Counting the cost
April 20th, 2009
About one hundred special schools have been closed in the past ten years. Brighouse School, the fictional setting for Death of a Nightingale, could have been one of them. Contemporary evidence suggests that if it had been, and if its pupils had been relocated in a mainstream school, many would have been bullied and their education would have suffered. Alternatively they would have ended up in another special school not designed to meet their particular needs. How did all this come about?
Some people pursuing the policy of inclusion thought that there were savings to be made. Others thought it was a matter of equality and human rights. Many probably projected what they felt in their gut what they would want for themselves onto everyone else. Also, many of those who pursued a policy of inclusion probably had no idea what a good special school was like and what it offered, and did not even know the range of special needs covered by the term Special Educational Needs.
‘Brighouse School’ caters for children who have physical disabilities and the learning difficulties associated with them. There are very many of these disabilities. They include cerebral palsy, spina bifida with hydrocephalus, cystic fibrosis, muscular dystrophy, rheumatoid arthritis, heart conditions, osteoagenesis imperfecta, Crohn’s disease, epilepsy and neurological disorders. There are also victims of road traffic and other accidents. This is the world of burns and fractures. There are sub-divisions of each disability.
But there are also many other quite different needs and other special schools cater for them, some with a national reputation. There are children with profound and multiple learning difficulties PMLD, emotional and behavioural difficulties EBD, with hearing problems, speech or sight impairment.

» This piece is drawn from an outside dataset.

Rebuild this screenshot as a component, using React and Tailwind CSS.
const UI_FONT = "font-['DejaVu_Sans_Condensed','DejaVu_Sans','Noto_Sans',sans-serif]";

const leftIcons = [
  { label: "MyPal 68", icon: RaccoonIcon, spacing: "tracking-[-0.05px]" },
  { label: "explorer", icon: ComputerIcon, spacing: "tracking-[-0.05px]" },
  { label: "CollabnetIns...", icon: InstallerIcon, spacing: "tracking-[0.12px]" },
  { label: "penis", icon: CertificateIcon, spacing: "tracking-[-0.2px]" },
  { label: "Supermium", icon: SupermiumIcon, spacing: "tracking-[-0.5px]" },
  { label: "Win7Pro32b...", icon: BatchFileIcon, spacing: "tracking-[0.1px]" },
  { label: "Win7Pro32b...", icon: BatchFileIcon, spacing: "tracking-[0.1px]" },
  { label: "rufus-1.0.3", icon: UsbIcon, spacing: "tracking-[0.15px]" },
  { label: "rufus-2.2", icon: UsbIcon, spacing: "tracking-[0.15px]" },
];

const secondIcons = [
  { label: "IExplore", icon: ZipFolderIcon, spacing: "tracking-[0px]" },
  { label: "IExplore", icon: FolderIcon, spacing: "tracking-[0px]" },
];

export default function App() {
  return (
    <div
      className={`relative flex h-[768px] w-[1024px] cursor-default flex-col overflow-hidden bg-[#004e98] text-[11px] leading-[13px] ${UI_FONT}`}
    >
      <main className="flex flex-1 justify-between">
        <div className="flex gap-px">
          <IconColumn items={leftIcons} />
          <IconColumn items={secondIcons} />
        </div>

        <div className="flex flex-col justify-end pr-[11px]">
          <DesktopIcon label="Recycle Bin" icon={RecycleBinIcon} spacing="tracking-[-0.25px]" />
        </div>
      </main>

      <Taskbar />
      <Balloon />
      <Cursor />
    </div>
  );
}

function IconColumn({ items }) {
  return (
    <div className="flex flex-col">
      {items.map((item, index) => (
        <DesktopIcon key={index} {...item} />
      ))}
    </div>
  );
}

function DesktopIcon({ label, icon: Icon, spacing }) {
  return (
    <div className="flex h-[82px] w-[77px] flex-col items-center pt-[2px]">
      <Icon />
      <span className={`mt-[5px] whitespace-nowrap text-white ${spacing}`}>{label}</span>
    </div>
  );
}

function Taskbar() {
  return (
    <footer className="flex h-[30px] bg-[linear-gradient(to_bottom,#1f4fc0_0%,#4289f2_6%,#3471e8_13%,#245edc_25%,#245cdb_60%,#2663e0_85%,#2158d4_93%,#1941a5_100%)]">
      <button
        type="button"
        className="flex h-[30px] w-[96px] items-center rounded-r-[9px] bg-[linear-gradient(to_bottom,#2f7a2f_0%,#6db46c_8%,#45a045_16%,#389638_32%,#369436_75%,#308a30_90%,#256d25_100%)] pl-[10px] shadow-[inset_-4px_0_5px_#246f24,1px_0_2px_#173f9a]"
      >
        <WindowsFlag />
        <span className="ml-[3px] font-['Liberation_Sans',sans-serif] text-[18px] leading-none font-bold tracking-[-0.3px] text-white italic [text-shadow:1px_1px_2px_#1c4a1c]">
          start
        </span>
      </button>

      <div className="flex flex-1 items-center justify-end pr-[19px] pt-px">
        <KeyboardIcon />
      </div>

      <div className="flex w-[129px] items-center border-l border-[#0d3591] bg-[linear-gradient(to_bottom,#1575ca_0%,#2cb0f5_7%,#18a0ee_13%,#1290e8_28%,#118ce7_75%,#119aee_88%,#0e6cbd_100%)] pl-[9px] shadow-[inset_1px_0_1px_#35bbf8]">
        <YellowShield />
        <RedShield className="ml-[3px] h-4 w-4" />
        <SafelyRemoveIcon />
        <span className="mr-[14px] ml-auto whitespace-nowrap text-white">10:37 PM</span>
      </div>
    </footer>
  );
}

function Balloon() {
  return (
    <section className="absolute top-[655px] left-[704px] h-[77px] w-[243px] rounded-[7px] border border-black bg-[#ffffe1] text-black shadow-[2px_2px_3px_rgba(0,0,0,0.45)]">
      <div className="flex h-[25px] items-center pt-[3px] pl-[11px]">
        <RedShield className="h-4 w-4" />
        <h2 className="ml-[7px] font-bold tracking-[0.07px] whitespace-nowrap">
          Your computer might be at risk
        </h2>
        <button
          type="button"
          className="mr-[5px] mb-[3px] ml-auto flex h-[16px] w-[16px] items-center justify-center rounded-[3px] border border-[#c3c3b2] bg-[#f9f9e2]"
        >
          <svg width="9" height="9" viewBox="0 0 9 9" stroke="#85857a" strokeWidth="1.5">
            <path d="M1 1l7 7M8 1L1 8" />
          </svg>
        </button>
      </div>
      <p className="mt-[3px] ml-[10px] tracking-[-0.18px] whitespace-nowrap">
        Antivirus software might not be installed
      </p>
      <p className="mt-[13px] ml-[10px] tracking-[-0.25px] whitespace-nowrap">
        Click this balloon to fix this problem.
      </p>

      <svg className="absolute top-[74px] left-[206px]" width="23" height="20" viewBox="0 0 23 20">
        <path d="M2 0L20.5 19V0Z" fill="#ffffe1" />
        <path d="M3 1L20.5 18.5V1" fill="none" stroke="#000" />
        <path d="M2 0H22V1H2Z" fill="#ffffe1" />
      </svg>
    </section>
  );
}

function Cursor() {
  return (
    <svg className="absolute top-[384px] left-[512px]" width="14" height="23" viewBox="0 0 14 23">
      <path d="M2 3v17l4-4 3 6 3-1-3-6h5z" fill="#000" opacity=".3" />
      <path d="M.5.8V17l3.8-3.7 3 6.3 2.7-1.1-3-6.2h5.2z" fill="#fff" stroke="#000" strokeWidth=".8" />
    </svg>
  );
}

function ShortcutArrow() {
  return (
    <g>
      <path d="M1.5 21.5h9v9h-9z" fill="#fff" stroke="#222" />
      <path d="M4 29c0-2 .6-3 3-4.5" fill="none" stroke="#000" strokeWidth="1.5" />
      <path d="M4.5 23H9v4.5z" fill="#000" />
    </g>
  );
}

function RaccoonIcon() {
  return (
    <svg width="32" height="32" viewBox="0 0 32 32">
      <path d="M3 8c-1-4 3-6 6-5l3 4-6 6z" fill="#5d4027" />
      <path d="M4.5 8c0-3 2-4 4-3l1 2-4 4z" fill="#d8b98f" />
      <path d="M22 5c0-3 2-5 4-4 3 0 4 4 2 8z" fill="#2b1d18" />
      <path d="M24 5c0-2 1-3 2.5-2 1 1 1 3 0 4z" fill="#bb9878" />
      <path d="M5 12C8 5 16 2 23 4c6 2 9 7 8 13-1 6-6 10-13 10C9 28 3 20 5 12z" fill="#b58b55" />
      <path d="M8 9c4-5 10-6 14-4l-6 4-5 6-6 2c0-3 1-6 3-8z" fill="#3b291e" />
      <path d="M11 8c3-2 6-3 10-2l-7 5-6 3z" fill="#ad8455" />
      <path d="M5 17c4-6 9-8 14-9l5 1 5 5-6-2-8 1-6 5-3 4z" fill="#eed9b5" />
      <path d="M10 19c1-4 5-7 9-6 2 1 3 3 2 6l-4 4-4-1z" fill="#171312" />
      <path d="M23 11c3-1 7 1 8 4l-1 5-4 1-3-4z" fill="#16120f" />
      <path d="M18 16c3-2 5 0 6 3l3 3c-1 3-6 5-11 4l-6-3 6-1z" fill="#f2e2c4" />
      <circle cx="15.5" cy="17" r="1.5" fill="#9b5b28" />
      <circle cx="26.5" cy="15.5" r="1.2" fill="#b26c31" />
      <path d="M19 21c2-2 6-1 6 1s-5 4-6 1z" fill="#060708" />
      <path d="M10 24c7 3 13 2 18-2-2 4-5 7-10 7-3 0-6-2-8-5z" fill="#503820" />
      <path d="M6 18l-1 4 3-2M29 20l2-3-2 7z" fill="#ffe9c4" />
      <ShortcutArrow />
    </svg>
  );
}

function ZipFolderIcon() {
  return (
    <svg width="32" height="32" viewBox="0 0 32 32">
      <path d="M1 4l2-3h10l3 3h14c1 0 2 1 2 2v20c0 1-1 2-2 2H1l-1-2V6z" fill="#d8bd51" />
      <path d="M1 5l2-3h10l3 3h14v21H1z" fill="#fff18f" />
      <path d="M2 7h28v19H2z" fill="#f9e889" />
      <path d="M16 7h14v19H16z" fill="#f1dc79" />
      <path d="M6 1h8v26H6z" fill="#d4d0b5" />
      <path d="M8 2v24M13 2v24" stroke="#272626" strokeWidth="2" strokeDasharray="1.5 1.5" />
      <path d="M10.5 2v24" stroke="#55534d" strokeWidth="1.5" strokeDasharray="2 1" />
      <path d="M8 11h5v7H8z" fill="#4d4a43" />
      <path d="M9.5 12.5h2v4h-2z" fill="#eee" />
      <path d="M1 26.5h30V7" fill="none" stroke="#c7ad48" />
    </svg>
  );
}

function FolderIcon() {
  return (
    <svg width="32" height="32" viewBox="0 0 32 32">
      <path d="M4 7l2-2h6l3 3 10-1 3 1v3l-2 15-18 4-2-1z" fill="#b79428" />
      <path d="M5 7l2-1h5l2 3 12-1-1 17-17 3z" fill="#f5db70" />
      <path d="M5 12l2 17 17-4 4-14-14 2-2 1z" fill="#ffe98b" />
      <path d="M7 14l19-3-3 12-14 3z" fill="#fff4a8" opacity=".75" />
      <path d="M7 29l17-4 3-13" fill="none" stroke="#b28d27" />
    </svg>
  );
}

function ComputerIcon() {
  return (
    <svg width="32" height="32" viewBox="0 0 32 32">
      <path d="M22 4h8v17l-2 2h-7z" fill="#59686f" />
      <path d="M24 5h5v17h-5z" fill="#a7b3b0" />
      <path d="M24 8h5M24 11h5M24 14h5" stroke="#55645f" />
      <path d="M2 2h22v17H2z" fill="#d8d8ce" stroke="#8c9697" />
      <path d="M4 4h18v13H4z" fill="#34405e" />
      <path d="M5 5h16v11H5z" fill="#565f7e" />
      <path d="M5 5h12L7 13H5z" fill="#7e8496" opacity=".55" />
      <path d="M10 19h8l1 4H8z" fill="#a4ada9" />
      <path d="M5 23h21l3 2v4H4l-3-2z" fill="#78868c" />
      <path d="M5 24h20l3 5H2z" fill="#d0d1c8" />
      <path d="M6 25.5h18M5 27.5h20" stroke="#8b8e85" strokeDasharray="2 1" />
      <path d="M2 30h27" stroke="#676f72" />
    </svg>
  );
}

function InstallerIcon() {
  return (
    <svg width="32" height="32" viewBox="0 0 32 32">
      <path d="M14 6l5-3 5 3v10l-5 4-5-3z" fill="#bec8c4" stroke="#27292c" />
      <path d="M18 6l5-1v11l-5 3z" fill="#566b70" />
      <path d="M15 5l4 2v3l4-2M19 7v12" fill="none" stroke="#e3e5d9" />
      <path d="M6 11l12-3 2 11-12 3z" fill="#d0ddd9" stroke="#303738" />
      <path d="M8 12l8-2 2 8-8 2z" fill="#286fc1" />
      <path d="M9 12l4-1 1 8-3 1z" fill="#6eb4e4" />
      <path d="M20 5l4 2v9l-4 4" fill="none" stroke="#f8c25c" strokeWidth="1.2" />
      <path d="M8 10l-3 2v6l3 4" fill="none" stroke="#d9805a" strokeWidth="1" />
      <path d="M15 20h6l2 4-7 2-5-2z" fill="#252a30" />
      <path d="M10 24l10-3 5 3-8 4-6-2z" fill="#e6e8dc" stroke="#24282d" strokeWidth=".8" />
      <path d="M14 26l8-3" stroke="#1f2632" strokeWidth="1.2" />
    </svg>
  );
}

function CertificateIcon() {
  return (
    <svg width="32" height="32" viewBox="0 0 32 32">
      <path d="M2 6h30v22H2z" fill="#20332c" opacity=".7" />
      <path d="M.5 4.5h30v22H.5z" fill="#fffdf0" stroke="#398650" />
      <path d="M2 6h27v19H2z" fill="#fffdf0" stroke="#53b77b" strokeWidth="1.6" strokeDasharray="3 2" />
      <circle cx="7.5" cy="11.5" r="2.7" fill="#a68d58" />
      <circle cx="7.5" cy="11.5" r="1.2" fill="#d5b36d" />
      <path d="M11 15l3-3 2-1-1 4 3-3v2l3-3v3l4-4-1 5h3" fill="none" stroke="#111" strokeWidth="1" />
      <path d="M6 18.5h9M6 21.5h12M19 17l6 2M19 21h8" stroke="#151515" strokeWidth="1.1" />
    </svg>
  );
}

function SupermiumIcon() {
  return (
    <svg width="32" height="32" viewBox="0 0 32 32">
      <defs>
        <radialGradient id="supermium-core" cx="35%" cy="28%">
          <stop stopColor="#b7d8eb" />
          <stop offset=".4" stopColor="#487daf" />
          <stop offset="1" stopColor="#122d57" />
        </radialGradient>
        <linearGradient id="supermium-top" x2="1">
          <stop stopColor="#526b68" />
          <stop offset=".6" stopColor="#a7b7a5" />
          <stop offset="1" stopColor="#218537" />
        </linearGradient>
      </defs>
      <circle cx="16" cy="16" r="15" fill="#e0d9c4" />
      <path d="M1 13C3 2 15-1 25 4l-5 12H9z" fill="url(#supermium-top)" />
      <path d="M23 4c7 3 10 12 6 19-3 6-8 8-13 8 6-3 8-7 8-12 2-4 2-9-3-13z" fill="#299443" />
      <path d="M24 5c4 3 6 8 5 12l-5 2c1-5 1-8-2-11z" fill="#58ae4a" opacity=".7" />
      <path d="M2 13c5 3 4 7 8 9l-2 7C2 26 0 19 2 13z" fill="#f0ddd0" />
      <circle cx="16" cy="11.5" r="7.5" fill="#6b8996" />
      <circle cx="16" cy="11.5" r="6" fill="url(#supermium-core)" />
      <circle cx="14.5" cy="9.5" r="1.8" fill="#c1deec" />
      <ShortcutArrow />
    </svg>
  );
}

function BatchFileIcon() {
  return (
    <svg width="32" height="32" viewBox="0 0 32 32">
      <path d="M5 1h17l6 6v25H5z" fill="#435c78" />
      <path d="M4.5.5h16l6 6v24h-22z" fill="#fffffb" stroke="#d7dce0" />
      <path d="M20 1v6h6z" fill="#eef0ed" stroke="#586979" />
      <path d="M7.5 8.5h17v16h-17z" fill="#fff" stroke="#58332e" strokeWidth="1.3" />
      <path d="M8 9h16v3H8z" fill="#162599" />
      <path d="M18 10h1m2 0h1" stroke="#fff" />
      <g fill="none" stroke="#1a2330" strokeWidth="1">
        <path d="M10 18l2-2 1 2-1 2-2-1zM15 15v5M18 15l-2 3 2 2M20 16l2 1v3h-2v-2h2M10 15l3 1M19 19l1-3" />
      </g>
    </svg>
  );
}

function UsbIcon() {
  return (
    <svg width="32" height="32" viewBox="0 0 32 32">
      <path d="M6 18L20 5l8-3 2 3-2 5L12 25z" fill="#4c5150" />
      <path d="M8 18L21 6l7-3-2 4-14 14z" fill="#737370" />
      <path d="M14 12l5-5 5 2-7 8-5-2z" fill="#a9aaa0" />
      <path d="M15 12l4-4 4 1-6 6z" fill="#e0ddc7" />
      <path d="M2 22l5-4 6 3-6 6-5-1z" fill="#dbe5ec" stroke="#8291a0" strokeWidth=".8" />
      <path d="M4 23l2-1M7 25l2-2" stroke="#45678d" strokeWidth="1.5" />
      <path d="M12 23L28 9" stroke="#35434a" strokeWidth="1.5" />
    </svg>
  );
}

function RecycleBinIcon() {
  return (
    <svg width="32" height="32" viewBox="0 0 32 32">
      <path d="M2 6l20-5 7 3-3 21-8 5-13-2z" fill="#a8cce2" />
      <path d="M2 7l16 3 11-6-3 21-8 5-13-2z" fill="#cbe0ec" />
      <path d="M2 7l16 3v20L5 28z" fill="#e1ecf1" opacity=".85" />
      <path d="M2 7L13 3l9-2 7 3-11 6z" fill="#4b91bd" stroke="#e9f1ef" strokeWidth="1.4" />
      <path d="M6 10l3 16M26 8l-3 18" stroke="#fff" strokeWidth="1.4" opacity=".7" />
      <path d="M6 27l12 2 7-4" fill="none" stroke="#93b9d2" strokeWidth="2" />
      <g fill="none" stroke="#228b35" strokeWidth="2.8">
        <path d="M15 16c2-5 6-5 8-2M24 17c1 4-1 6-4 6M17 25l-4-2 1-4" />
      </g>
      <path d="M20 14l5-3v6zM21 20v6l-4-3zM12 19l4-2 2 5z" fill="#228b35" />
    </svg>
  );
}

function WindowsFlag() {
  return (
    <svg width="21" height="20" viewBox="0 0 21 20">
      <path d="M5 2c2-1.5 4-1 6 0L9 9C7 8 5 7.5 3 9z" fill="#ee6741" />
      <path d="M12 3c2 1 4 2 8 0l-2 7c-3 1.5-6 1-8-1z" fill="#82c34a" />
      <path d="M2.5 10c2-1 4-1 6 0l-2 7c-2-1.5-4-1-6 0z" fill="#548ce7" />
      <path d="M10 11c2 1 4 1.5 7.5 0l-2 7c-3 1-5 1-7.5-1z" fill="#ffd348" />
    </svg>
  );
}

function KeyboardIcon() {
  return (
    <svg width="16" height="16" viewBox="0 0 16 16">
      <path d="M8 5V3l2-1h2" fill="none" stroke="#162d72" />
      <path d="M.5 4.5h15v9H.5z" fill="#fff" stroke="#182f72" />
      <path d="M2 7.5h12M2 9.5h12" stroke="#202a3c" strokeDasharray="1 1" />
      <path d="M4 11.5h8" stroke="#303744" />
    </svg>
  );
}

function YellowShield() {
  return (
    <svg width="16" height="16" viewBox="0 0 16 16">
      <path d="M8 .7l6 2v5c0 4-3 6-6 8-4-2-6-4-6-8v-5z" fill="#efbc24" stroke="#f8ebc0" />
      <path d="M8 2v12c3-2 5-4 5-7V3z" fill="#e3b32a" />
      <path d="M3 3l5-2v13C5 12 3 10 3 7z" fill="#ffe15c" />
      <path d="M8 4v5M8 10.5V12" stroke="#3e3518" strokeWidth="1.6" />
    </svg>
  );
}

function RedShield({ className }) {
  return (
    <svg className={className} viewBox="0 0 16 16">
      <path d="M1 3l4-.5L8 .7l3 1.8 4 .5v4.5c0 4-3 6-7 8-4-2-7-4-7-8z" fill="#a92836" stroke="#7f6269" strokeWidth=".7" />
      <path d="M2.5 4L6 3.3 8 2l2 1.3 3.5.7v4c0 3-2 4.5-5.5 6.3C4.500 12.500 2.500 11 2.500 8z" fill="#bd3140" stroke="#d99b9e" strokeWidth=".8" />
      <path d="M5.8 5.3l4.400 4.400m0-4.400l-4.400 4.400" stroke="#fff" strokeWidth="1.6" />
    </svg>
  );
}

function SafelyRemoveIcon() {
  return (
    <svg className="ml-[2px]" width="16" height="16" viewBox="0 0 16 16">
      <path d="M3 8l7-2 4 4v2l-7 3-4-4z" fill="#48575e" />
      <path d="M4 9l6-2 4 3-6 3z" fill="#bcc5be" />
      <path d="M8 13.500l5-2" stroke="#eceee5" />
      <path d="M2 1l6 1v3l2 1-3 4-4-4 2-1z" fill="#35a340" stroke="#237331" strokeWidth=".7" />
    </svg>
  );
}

There is also dyslexia, dyspraxia and autism. In other words, think of a fruit shop. There are apples, pears, peaches, grapes, bananas and so on. With apples alone, there are coxes, bramleys, and golden delicious et cetera. It’s the same thing with SEN. There are about 400,000 children with learning difficulties of one sort or another.
A head teacher once said to me, and the head teacher in Brighouse School echoes: “The one thing that we can give our kids is time.”